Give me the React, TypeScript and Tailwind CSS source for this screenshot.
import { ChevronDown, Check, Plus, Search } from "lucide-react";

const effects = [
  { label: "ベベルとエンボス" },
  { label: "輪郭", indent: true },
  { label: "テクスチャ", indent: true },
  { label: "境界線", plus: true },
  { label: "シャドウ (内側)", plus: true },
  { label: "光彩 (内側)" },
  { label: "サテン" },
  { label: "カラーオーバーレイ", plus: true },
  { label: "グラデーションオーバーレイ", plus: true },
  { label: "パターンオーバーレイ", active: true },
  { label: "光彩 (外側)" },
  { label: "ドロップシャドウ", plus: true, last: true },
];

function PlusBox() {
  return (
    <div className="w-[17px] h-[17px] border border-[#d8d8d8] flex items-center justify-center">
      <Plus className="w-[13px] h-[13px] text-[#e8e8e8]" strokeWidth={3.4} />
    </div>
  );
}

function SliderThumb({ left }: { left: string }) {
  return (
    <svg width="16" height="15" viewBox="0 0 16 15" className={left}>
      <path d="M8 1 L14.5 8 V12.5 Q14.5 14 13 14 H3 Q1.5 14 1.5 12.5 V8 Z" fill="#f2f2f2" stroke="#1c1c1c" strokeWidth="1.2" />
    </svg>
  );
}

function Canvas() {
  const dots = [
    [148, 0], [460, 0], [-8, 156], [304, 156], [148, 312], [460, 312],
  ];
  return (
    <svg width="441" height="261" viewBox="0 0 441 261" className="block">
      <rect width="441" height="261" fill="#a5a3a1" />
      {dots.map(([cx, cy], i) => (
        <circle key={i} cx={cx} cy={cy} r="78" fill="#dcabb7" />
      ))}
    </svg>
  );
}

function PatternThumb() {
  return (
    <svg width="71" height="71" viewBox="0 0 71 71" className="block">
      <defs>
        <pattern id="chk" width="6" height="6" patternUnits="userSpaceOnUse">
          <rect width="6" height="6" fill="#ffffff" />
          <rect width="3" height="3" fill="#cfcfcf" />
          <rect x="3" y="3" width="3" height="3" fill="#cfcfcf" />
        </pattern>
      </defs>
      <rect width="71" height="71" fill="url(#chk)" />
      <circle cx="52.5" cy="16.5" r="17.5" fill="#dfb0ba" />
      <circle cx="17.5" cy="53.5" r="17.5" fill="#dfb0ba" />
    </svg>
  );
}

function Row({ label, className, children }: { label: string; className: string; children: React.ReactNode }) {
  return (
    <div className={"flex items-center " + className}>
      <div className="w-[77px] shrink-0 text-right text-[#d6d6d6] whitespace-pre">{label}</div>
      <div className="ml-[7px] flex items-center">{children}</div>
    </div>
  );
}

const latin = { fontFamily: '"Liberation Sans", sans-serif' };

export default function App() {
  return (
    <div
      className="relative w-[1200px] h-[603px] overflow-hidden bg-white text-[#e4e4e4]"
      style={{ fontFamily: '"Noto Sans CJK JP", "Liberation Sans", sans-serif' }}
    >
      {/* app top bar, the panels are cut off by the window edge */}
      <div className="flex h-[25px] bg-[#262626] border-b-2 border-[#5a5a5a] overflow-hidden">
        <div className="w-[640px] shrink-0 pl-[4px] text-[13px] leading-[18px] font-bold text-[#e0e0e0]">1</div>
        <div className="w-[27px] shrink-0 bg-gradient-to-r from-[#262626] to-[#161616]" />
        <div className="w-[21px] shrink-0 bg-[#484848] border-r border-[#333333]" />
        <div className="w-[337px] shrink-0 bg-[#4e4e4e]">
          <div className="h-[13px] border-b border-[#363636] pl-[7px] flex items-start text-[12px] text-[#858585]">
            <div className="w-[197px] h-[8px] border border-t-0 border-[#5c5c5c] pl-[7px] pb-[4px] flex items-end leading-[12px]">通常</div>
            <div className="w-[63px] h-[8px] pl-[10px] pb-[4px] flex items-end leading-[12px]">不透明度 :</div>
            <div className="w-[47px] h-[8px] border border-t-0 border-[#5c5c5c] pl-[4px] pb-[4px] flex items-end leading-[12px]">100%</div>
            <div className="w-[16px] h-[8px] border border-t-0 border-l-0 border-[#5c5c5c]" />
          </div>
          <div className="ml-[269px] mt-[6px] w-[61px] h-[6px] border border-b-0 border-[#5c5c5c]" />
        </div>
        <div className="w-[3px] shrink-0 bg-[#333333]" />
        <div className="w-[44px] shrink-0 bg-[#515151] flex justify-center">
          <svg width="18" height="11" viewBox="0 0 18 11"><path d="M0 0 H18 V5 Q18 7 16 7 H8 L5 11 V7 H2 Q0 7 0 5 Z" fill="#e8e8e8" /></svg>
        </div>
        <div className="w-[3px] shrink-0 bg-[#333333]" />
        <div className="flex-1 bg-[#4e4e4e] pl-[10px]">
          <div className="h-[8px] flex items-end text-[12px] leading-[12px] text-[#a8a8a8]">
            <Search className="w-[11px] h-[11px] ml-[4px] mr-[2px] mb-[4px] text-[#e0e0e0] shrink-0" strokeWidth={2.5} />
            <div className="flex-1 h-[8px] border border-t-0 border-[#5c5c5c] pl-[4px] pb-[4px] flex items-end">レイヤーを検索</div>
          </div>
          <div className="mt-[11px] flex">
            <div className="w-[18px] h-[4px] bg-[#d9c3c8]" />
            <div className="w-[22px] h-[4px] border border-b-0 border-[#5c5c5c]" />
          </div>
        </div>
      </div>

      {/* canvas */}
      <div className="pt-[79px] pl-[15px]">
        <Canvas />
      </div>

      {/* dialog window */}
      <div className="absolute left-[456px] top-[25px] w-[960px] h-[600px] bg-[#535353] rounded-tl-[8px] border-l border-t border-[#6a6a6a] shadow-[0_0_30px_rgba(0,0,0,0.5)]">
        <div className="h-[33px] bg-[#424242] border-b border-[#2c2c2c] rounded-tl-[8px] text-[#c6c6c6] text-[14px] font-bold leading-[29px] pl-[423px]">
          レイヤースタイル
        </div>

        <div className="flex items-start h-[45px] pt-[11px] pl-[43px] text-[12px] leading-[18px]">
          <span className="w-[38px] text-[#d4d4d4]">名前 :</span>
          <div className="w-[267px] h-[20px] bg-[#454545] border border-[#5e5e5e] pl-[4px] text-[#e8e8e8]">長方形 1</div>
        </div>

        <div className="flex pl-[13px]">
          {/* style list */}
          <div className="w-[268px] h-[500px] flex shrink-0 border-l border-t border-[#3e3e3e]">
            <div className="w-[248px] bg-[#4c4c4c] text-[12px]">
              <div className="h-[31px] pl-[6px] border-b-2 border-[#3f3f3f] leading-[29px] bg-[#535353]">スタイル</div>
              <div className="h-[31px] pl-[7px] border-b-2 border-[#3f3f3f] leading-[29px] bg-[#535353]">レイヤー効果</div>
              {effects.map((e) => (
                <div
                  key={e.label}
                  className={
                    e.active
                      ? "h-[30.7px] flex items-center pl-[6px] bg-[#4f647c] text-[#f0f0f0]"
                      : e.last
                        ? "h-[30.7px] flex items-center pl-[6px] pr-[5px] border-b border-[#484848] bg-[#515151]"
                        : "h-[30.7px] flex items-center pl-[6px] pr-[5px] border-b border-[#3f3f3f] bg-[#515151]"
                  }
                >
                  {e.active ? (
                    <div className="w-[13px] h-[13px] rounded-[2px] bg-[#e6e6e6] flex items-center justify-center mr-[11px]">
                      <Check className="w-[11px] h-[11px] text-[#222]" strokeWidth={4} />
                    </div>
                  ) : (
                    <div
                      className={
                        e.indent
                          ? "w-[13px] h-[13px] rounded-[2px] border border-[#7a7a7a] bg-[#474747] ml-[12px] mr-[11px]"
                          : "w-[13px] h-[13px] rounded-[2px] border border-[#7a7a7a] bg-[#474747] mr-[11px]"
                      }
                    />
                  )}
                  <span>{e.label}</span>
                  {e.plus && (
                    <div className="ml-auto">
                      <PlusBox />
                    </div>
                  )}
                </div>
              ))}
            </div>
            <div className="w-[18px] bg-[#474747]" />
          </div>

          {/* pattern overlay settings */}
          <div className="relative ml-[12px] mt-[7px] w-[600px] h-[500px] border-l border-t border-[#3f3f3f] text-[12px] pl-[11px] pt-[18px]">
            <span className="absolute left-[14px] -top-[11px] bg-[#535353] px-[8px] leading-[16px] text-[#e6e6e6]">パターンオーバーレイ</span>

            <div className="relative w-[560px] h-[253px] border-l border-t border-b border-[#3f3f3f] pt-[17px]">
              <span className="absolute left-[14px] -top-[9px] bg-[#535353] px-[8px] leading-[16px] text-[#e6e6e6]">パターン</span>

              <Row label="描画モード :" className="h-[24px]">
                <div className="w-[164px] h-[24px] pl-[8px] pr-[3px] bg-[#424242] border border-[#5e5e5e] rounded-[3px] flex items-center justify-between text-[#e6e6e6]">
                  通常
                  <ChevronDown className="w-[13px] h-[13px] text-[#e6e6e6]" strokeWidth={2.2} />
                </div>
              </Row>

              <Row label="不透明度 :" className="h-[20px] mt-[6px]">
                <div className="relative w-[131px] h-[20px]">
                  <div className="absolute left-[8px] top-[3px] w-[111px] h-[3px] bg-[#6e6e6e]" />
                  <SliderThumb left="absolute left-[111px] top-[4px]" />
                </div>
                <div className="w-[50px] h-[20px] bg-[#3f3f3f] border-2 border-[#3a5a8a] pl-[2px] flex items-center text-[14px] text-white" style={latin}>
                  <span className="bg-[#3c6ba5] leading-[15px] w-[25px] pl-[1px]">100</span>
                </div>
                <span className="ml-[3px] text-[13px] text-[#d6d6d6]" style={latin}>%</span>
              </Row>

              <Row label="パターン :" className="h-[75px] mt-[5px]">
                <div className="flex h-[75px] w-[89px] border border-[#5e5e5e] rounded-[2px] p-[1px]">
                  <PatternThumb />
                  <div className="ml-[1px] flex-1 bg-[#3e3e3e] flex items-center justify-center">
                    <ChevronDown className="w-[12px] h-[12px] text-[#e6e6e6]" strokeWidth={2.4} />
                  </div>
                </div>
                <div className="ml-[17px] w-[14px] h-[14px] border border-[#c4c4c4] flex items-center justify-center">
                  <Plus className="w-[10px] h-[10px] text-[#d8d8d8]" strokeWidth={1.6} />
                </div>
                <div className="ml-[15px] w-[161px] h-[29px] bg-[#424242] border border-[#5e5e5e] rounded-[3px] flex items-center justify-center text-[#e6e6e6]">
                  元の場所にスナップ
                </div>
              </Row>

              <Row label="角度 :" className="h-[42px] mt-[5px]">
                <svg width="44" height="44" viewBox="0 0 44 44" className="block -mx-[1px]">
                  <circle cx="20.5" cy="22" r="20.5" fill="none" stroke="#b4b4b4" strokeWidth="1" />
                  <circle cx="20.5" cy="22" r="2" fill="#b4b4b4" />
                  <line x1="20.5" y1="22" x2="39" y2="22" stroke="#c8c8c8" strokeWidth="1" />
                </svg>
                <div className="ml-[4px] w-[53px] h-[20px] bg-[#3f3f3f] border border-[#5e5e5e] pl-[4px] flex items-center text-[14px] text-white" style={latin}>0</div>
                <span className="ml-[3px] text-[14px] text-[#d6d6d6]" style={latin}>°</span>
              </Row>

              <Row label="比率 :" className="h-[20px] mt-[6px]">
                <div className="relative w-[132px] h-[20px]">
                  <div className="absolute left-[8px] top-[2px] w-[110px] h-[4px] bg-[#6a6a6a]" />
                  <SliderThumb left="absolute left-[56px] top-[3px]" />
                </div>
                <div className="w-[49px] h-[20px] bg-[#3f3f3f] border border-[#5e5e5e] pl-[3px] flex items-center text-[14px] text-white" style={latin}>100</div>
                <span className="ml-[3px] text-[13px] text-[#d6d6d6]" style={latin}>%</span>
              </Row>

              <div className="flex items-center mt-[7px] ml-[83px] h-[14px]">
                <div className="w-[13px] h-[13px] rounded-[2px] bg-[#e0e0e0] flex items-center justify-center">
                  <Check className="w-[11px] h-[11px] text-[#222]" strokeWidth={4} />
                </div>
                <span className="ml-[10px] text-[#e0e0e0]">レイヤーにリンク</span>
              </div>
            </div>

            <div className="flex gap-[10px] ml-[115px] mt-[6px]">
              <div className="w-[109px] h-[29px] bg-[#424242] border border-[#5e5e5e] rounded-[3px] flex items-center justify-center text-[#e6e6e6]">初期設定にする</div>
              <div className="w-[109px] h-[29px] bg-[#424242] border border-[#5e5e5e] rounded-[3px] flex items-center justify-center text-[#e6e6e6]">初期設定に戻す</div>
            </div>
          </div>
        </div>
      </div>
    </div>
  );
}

════════

WORK TO BE COMPLETED: Write out exactly the lines from the start of the material through the line with "Check, Plus, Search". No other output is expected.

RESULT OF THE EXERCISE:
Give me the React, TypeScript and Tailwind CSS source for this screenshot.
import { ChevronDown, Check, Plus, Search } from "lucide-react";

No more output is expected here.